# Task to complete
From the entries that follow, extract each line holding the string "code".

──────────────────────────────

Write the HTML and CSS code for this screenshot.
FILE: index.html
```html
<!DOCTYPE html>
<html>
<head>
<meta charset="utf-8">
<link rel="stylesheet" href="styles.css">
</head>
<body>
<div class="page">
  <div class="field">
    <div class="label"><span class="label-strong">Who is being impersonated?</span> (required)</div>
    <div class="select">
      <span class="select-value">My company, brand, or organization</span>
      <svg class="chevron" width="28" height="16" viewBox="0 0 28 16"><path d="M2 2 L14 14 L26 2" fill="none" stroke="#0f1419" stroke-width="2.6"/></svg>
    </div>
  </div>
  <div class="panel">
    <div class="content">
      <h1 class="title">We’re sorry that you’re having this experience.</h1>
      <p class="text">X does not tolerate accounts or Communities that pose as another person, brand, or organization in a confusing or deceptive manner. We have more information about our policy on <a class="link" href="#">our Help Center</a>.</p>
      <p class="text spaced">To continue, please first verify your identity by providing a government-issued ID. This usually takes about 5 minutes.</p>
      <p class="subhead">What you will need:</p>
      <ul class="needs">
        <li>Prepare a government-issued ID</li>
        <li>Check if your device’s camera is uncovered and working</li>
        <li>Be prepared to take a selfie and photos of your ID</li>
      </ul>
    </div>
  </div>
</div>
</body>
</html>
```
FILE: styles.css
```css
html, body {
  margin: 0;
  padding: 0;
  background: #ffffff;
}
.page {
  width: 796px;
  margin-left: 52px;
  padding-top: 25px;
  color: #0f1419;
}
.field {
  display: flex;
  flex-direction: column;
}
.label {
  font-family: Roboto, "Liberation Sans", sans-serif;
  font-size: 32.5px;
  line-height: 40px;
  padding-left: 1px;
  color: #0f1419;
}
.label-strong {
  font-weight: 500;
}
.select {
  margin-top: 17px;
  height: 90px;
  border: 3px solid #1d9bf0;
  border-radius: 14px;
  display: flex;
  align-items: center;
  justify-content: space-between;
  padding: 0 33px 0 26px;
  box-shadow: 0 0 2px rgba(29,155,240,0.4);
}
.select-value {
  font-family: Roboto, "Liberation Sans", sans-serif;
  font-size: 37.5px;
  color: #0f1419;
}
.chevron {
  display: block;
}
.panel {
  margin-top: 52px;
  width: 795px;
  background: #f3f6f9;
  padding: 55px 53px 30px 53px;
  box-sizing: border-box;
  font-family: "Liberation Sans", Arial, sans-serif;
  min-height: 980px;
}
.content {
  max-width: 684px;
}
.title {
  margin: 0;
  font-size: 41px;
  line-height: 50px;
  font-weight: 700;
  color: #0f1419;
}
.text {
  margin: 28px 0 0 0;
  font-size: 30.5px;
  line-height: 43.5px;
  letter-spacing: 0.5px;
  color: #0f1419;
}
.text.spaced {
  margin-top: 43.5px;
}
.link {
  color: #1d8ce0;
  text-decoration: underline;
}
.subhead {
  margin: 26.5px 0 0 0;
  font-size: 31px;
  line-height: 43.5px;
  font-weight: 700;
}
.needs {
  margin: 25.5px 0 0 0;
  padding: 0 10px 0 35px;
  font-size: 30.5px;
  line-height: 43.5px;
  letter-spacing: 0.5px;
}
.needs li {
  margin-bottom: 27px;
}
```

──────────────────────────────

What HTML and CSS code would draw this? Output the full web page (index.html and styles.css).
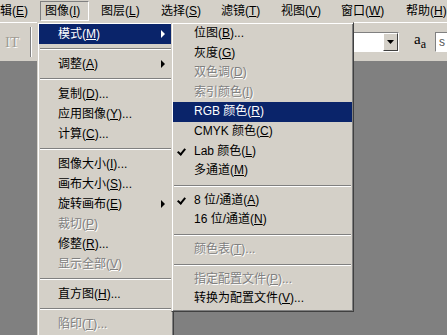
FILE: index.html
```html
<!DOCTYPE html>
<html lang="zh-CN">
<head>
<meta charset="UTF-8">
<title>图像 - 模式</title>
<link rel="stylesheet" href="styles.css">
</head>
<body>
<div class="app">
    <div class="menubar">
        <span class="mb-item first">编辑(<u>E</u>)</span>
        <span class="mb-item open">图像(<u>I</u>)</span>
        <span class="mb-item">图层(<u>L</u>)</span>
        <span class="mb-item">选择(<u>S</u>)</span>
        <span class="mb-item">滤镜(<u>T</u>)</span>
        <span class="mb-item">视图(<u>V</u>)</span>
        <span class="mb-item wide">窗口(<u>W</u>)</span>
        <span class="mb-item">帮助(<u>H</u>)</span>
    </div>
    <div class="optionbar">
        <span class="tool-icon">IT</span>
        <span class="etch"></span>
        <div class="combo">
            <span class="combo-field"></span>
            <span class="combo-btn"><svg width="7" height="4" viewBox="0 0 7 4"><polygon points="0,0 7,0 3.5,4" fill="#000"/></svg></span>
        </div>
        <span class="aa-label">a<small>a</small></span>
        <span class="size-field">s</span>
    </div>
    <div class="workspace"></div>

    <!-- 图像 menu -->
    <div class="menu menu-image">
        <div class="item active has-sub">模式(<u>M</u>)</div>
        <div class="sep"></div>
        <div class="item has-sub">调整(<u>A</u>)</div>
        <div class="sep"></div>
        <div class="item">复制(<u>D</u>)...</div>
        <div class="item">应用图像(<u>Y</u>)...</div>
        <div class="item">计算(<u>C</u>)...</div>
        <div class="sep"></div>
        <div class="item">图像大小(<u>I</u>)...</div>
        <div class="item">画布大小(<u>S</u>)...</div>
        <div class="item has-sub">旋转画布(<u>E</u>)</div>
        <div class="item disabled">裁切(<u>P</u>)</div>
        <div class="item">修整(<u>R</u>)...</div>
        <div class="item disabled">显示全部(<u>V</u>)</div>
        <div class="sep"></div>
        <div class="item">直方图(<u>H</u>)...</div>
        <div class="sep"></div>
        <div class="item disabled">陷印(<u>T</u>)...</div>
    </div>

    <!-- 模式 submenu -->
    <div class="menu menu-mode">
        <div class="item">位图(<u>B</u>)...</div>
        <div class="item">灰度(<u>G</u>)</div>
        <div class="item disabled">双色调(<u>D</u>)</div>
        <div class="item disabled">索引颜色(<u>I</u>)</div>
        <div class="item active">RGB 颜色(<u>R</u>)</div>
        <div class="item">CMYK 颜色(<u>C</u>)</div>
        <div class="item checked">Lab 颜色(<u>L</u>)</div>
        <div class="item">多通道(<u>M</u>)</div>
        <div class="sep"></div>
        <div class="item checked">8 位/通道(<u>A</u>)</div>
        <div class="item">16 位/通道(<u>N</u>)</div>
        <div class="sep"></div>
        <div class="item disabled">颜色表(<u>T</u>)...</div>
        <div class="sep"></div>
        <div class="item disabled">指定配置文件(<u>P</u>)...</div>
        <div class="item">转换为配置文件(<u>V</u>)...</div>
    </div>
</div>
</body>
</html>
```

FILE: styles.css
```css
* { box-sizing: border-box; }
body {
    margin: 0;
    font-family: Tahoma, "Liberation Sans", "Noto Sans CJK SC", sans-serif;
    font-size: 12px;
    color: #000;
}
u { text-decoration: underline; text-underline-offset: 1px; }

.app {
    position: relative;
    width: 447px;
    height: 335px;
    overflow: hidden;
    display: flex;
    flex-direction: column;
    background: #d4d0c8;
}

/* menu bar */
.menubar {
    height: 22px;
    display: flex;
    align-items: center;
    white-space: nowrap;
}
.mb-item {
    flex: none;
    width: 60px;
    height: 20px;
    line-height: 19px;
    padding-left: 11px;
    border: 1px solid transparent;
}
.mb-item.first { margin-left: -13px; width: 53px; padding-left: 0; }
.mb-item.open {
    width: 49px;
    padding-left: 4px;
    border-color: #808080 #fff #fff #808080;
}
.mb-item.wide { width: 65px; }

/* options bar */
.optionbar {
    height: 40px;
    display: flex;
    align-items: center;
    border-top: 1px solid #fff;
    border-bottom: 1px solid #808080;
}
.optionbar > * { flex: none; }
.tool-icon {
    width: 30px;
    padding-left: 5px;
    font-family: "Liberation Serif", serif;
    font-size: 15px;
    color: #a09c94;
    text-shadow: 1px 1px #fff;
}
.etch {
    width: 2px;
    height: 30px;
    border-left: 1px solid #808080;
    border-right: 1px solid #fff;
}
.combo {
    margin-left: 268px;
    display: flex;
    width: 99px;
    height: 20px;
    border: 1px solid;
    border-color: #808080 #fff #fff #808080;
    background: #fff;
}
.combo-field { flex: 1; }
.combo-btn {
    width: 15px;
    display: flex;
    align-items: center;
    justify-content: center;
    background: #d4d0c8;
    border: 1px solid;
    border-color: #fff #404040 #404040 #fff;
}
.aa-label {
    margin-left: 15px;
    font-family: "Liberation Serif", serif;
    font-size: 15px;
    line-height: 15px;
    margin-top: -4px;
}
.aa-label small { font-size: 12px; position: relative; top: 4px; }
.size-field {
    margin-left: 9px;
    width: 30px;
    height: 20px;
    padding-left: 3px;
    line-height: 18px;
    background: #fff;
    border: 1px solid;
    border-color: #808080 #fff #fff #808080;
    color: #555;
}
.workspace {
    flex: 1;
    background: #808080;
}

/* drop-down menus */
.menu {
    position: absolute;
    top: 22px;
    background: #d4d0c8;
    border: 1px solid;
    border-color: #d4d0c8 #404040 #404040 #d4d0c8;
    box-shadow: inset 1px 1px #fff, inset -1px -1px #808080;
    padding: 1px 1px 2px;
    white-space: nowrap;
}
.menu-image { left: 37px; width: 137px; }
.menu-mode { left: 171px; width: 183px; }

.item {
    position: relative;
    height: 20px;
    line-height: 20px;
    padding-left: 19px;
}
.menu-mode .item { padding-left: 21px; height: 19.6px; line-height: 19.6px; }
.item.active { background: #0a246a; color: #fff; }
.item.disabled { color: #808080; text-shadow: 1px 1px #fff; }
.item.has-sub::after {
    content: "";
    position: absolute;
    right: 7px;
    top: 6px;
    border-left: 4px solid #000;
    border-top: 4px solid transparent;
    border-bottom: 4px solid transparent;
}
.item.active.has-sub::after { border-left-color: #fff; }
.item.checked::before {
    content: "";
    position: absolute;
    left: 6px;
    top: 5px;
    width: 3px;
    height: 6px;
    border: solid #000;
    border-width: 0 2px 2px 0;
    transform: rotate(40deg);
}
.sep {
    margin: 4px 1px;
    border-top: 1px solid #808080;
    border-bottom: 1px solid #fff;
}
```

──────────────────────────────

# Answer for the task
Write the HTML and CSS code for this screenshot.
What HTML and CSS code would draw this? Output the full web page (index.html and styles.css).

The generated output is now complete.